Forgiveness, The Unspoken Soft Skill
Should leaders be forgiving? Have you ever heard the word forgiveness in any form from anybody inside the organizational walls pertaining to anything business? Forgiveness is certainly not a mainstream mindset or conversation but the question is if a leader understood the value of forgiveness and was willing to forgive, would they be a better leader inspiring better performance on their teams? The answer is a solid yes because forgiveness is a future word. It means let go of the past and move to great things yet to be and as a CEO, isn’t that how your really want our people to think.
So many questions floating around the idea of leadership forgiveness because it is kind of a vulnerable squishy word at work. Forgiveness in many cultures is tantamount to another “F” word and has no place in a leadership dynamic. Leaders traditionally demonstrate their leadership by putting on leadership armor, charge hard and demand performance from people. Leaders aren’t there to forgive, they are there to drive performance and get results, no exceptions. Forgiveness is what we refer to as a very simple complicated concept.
The truth is, forgiveness is a very very powerful idea, and can be a huge motivation multiplier to anybody, and the key ingredient to retaining good people. However, forgiveness requires leaders to be vulnerable and transparent, and to many people this is so foreign that it’s just not going to happen. That doesn’t diminish it’s awesome value.
Think of the goals that can be achieved in a spirit of forgiveness. Solving problems, capturing opportunities, and inspiring solutions can only happen in a culture and spirit of hope. Yet resentment and hope cannot occupy the same mental space at the same time. Resentment cancels out hope. If a leader cannot forgive, hope is sacrificed, and the organization misses out on some really good things. Also understand that forgiveness and selfishness have an inverse relationship. Selfish minds have the most difficulty with forgiveness because forgiveness is about “you” not “me”. In fact, the level of one’s selfishness is an indicator of their ability to forgive. Likewise, unselfish personalities often forgive freely and easily because there are no interruptions.

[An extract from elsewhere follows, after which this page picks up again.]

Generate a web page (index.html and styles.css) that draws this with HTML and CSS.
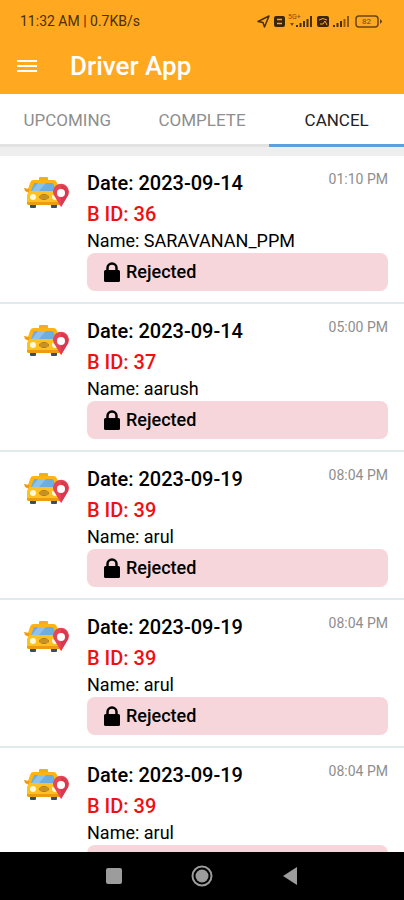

What’s most interesting about forgiveness is that over time it is the one thing we want the most but give the least. Every leader at some point makes a mistake that they want forgiveness for, but that same leader can struggle with reciprocating forgiveness when other people make mistakes. People see this, they feel this, and it is very demotivating. We have heard numerous times in coaching a leader that somebody on their team made a mistake so egregious that they can’t forgive them. No, they aren’t able to forgive them. Don’t mistake “I can’t” with “I’m not able” or “I’m just not going to” or “I’m secretly afraid to be vulnerable enough to forgive”.
Forgiveness can be misunderstood because it does have a timing to it. Forgiveness doesn’t steal a leader’s ability to hold somebody accountable, give a team member their annual review, demand a set of standards and expectations because the premise of forgiveness is the future. A leader can forgive another person and still put them on a performance improvement plan because forgiveness replaces frustrations and resentments, inspires a spirit of hope in which solutions can materialize. Forgiveness doesn’t wash somebody’s leadership in weakness. In fact, it empowers leadership and motivates people to collaborate and want to give their best.
Forgiveness is the conduit to the allow a failure to move forward. Forgiveness prevents leaders from getting stuck in resentment, and compounding negative emotions by living in the “why” a failure happened. It enables leaders to move from holding people accountable to not fail and not do things wrong, to accountability to succeed and to do things right. You just have to forgive.